__SUPPLIED DATA__
'''

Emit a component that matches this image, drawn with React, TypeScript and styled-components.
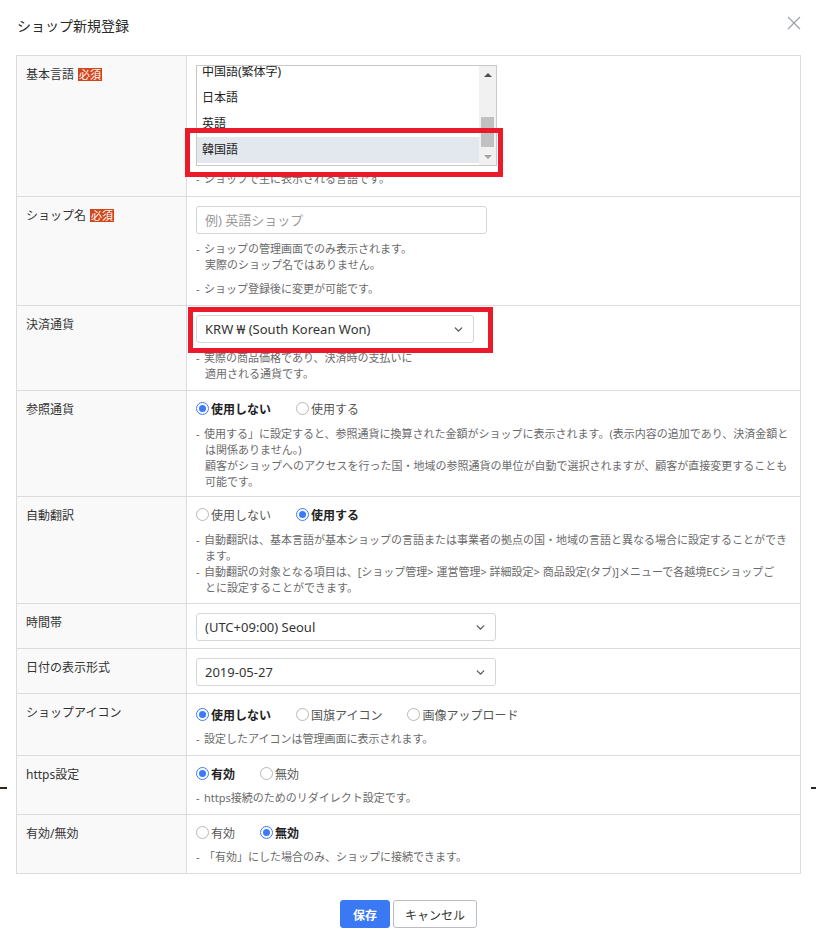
import React from 'react';
import styled, { createGlobalStyle } from 'styled-components';
import { ChevronDown } from 'lucide-react';

const GlobalStyle = createGlobalStyle`
  * {
    box-sizing: border-box;
  }

  body {
    margin: 0;
    background: #fff;
    color: #333;
    font-family: "Noto Sans", "Noto Sans CJK JP", sans-serif;
  }
`;

const languages = ['中国語(繁体字)', '日本語', '英語', '韓国語'];

export default function App(): JSX.Element {
  return (
    <>
      <GlobalStyle />
      <Page>
        <Header>
          <Title>ショップ新規登録</Title>
          <CloseButton type="button" aria-label="close">
            <svg width="14" height="14" viewBox="0 0 14 14">
              <path d="M1 1L13 13M13 1L1 13" stroke="#9a9ea6" strokeWidth="1.1" fill="none" />
            </svg>
          </CloseButton>
        </Header>

        <Table>
          <Row>
            <Label>
              基本言語 <Required>必須</Required>
            </Label>
            <Content $padBottom={9}>
              <ListBox>
                <ListViewport>
                  <ListItems>
                    {languages.map((lang) => (
                      <ListItem key={lang} $selected={lang === '韓国語'}>
                        {lang}
                      </ListItem>
                    ))}
                  </ListItems>
                </ListViewport>
                <ScrollBar>
                  <ScrollArrow $dir="up" />
                  <ScrollTrack>
                    <ScrollThumb />
                  </ScrollTrack>
                  <ScrollArrow $dir="down" />
                </ScrollBar>
              </ListBox>
              <Help $space={5}>
                <HelpItem>
                  <Dash>-</Dash>ショップで主に表示される言語です。
                </HelpItem>
              </Help>
              <Highlight $left={-2} $top={72} $width={318} $height={49} />
            </Content>
          </Row>

          <Row>
            <Label>
              ショップ名 <Required>必須</Required>
            </Label>
            <Content>
              <TextInput placeholder="例) 英語ショップ" />
              <Help>
                <HelpItem>
                  <Dash>-</Dash>ショップの管理画面でのみ表示されます。
                  <br />
                  実際のショップ名ではありません。
                </HelpItem>
                <HelpItem $gap>
                  <Dash>-</Dash>ショップ登録後に変更が可能です。
                </HelpItem>
              </Help>
            </Content>
          </Row>

          <Row>
            <Label>決済通貨</Label>
            <Content>
              <SelectBox $width={278}>
                <span>KRW ₩ (South Korean Won)</span>
                <ChevronDown size={13} strokeWidth={2.4} color="#555" />
              </SelectBox>
              <Help>
                <HelpItem>
                  <Dash>-</Dash>実際の商品価格であり、決済時の支払いに
                  <br />
                  適用される通貨です。
                </HelpItem>
              </Help>
              <Highlight $left={1} $top={1} $width={305} $height={46} />
            </Content>
          </Row>

          <Row>
            <Label>参照通貨</Label>
            <Content $padBottom={6}>
              <RadioGroup>
                <Radio checked>使用しない</Radio>
                <Radio>使用する</Radio>
              </RadioGroup>
              <Help $space={9}>
                <HelpItem>
                  <Dash>-</Dash>使用する」に設定すると、参照通貨に換算された金額がショップに表示されます。(表示内容の追加であり、決済金額と
                  <br />
                  は関係ありません。)
                  <br />
                  顧客がショップへのアクセスを行った国・地域の参照通貨の単位が自動で選択されますが、顧客が直接変更することも
                  <br />
                  可能です。
                </HelpItem>
              </Help>
            </Content>
          </Row>

          <Row>
            <Label>自動翻訳</Label>
            <Content $padBottom={7}>
              <RadioGroup>
                <Radio>使用しない</Radio>
                <Radio checked>使用する</Radio>
              </RadioGroup>
              <Help $space={9}>
                <HelpItem>
                  <Dash>-</Dash>自動翻訳は、基本言語が基本ショップの言語または事業者の拠点の国・地域の言語と異なる場合に設定することができ
                  <br />
                  ます。
                </HelpItem>
                <HelpItem>
                  <Dash>-</Dash>自動翻訳の対象となる項目は、[ショップ管理&gt; 運営管理&gt; 詳細設定&gt; 商品設定(タブ)]メニューで各越境ECショップご
                  <br />
                  とに設定することができます。
                </HelpItem>
              </Help>
            </Content>
          </Row>

          <Row>
            <Label>時間帯</Label>
            <Content $padBottom={7}>
              <SelectBox $width={300}>
                <span>(UTC+09:00) Seoul</span>
                <ChevronDown size={13} strokeWidth={2.4} color="#555" />
              </SelectBox>
            </Content>
          </Row>

          <Row>
            <Label>日付の表示形式</Label>
            <Content $padBottom={7}>
              <SelectBox $width={300}>
                <span>2019-05-27</span>
                <ChevronDown size={13} strokeWidth={2.4} color="#555" />
              </SelectBox>
            </Content>
          </Row>

          <Row>
            <Label>ショップアイコン</Label>
            <Content $padTop={12}>
              <RadioGroup>
                <Radio checked>使用しない</Radio>
                <Radio>国旗アイコン</Radio>
                <Radio>画像アップロード</Radio>
              </RadioGroup>
              <Help $space={8}>
                <HelpItem>
                  <Dash>-</Dash>設定したアイコンは管理画面に表示されます。
                </HelpItem>
              </Help>
            </Content>
          </Row>

          <Row>
            <Label>https設定</Label>
            <Content>
              <RadioGroup>
                <Radio checked>有効</Radio>
                <Radio>無効</Radio>
              </RadioGroup>
              <Help $space={8}>
                <HelpItem>
                  <Dash>-</Dash>https接続のためのリダイレクト設定です。
                </HelpItem>
              </Help>
            </Content>
          </Row>

          <Row>
            <Label>有効/無効</Label>
            <Content>
              <RadioGroup>
                <Radio>有効</Radio>
                <Radio checked>無効</Radio>
              </RadioGroup>
              <Help $space={8}>
                <HelpItem>
                  <Dash>-</Dash>「有効」にした場合のみ、ショップに接続できます。
                </HelpItem>
              </Help>
            </Content>
          </Row>
        </Table>

        <Footer>
          <Button $primary type="button">保存</Button>
          <Button type="button">キャンセル</Button>
        </Footer>

        <EdgeMark $side="left" />
        <EdgeMark $side="right" />
      </Page>
    </>
  );
}

function Radio({ checked, children }: { checked?: boolean; children: React.ReactNode }) {
  return (
    <RadioLabel $checked={checked}>
      <RadioCircle $checked={checked} />
      {children}
    </RadioLabel>
  );
}

const Page = styled.div`
  width: 816px;
  min-height: 946px;
  padding: 0 15px 0 16px;
  position: relative;
`;

const Header = styled.div`
  height: 50px;
  margin-bottom: 5px;
  display: flex;
  align-items: center;
  justify-content: space-between;
  padding-left: 1px;
`;

const Title = styled.h1`
  margin: 0;
  font-family: "Noto Sans CJK JP", sans-serif;
  font-size: 14px;
  font-weight: 400;
  color: #2a2a2a;
`;

const CloseButton = styled.button`
  border: 0;
  background: none;
  padding: 0;
  width: 14px;
  height: 14px;
  margin-top: -4px;
  cursor: pointer;
  display: flex;
`;

const Table = styled.div`
  border: 1px solid #dcdcdc;
  border-bottom: 0;
`;

const Row = styled.div`
  display: grid;
  grid-template-columns: 170px 1fr;
  border-bottom: 1px solid #dcdcdc;
`;

const Label = styled.div`
  background: #f9f9f9;
  border-right: 1px solid #dcdcdc;
  padding: 10px 9px;
  font-size: 12px;
  line-height: 17px;
  color: #333;
  display: flex;
  align-items: flex-start;
  gap: 4px;
`;

const Required = styled.span`
  display: inline-block;
  margin-top: 2px;
  padding: 0 1px;
  height: 13px;
  background: #d2461c;
  color: #fff;
  font-size: 11px;
  line-height: 13px;
  font-family: "Noto Sans CJK JP", sans-serif;
`;

const Content = styled.div<{ $padTop?: number; $padBottom?: number }>`
  position: relative;
  padding: ${(p) => p.$padTop ?? 9}px 10px ${(p) => p.$padBottom ?? 8}px 9px;
  font-size: 12px;
  color: #333;
`;

const ListBox = styled.div`
  width: 301px;
  height: 101px;
  border: 1px solid #c9c9c9;
  display: flex;
  background: #fff;
`;

const ListViewport = styled.div`
  flex: 1;
  overflow: hidden;
`;

const ListItems = styled.div`
  margin-top: -7px;
`;

const ListItem = styled.div<{ $selected?: boolean }>`
  height: 26px;
  line-height: 25px;
  padding-left: 5px;
  font-size: 12px;
  color: #222;
  background: ${(p) => (p.$selected ? '#e3e7ee' : 'transparent')};
`;

const ScrollBar = styled.div`
  width: 17px;
  background: #f1f1f1;
  display: flex;
  flex-direction: column;
  align-items: center;
`;

const ScrollArrow = styled.div<{ $dir: 'up' | 'down' }>`
  height: 17px;
  width: 17px;
  display: flex;
  align-items: center;
  justify-content: center;

  &::after {
    content: '';
    border-left: 4px solid transparent;
    border-right: 4px solid transparent;
    ${(p) =>
      p.$dir === 'up'
        ? 'border-bottom: 4px solid #505050;'
        : 'border-top: 4px solid #a3a3a3;'}
  }
`;

const ScrollTrack = styled.div`
  flex: 1;
  width: 100%;
  display: flex;
  flex-direction: column;
  justify-content: flex-end;
  align-items: center;
  padding-bottom: 1px;
`;

const ScrollThumb = styled.div`
  width: 13px;
  height: 30px;
  background: #c1c1c1;
`;

const Help = styled.div<{ $space?: number }>`
  margin-top: ${(p) => p.$space ?? 7}px;
  color: #6b6b6b;
  font-size: 11px;
  line-height: 16px;
  white-space: nowrap;
`;

const HelpItem = styled.div<{ $gap?: boolean }>`
  padding-left: 9px;
  text-indent: -9px;
  margin-top: ${(p) => (p.$gap ? 8 : 0)}px;
`;

const Dash = styled.span`
  display: inline-block;
  width: 8px;
  text-indent: 0;
`;

const TextInput = styled.input`
  display: block;
  width: 291px;
  height: 28px;
  border: 1px solid #d6d6d6;
  border-radius: 3px;
  padding: 0 8px;
  font-family: "Noto Sans", "Noto Sans CJK JP", sans-serif;
  font-size: 13px;
  color: #333;
  outline: none;

  &::placeholder {
    color: #9b9b9b;
  }
`;

const SelectBox = styled.div<{ $width: number }>`
  width: ${(p) => p.$width}px;
  height: 28px;
  border: 1px solid #d6d6d6;
  border-radius: 3px;
  padding: 0 8px 0 8px;
  display: flex;
  align-items: center;
  justify-content: space-between;
  font-size: 13px;
  color: #333;
  background: #fff;
`;

const RadioGroup = styled.div`
  display: flex;
  align-items: center;
  gap: 25px;
  height: 17px;
`;

const RadioLabel = styled.label<{ $checked?: boolean }>`
  display: inline-flex;
  align-items: center;
  gap: 2px;
  font-family: "Noto Sans CJK JP", sans-serif;
  font-size: 12px;
  line-height: 17px;
  font-weight: ${(p) => (p.$checked ? 700 : 400)};
  color: ${(p) => (p.$checked ? '#222' : '#555')};
  cursor: pointer;
`;

const RadioCircle = styled.span<{ $checked?: boolean }>`
  width: 13px;
  height: 13px;
  border-radius: 50%;
  border: 1px solid ${(p) => (p.$checked ? '#3b7cf6' : '#b8b8b8')};
  background: #fff;
  display: inline-flex;
  align-items: center;
  justify-content: center;

  &::after {
    content: '';
    width: 7px;
    height: 7px;
    border-radius: 50%;
    background: ${(p) => (p.$checked ? '#3b7cf6' : 'transparent')};
  }
`;

const Highlight = styled.div<{ $left: number; $top: number; $width: number; $height: number }>`
  position: absolute;
  left: ${(p) => p.$left}px;
  top: ${(p) => p.$top}px;
  width: ${(p) => p.$width}px;
  height: ${(p) => p.$height}px;
  border: 5px solid #ea1a2a;
  pointer-events: none;
`;

const Footer = styled.div`
  display: flex;
  justify-content: center;
  gap: 3px;
  margin-top: 26px;
`;

const Button = styled.button<{ $primary?: boolean }>`
  height: 28px;
  padding: 0 ${(p) => (p.$primary ? 12 : 11)}px;
  border-radius: 3px;
  border: 1px solid ${(p) => (p.$primary ? '#3b78f4' : '#b9bcc6')};
  background: ${(p) => (p.$primary ? '#3b78f4' : '#fff')};
  color: ${(p) => (p.$primary ? '#fff' : '#333')};
  font-family: "Noto Sans CJK JP", sans-serif;
  font-size: 12px;
  font-weight: ${(p) => (p.$primary ? 700 : 400)};
  cursor: pointer;
`;

const EdgeMark = styled.div<{ $side: 'left' | 'right' }>`
  position: absolute;
  top: 787px;
  ${(p) => (p.$side === 'left' ? 'left: 0; width: 7px;' : 'right: 0; width: 5px;')}
  height: 2px;
  background: #2e261c;
`;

'''

__EXERCISE REQUIREMENTS__
Copy nothing but the lines from the first one in the listing through the line with "const languages = ['中国語(繁体字)', '日本語', '英語', '韓国語'];", and omit the pictures.

__RESPONSE FOR THIS EXERCISE__
Emit a component that matches this image, drawn with React, TypeScript and styled-components.
import React from 'react';
import styled, { createGlobalStyle } from 'styled-components';
import { ChevronDown } from 'lucide-react';

const GlobalStyle = createGlobalStyle`
  * {
    box-sizing: border-box;
  }

  body {
    margin: 0;
    background: #fff;
    color: #333;
    font-family: "Noto Sans", "Noto Sans CJK JP", sans-serif;
  }
`;

const languages = ['中国語(繁体字)', '日本語', '英語', '韓国語'];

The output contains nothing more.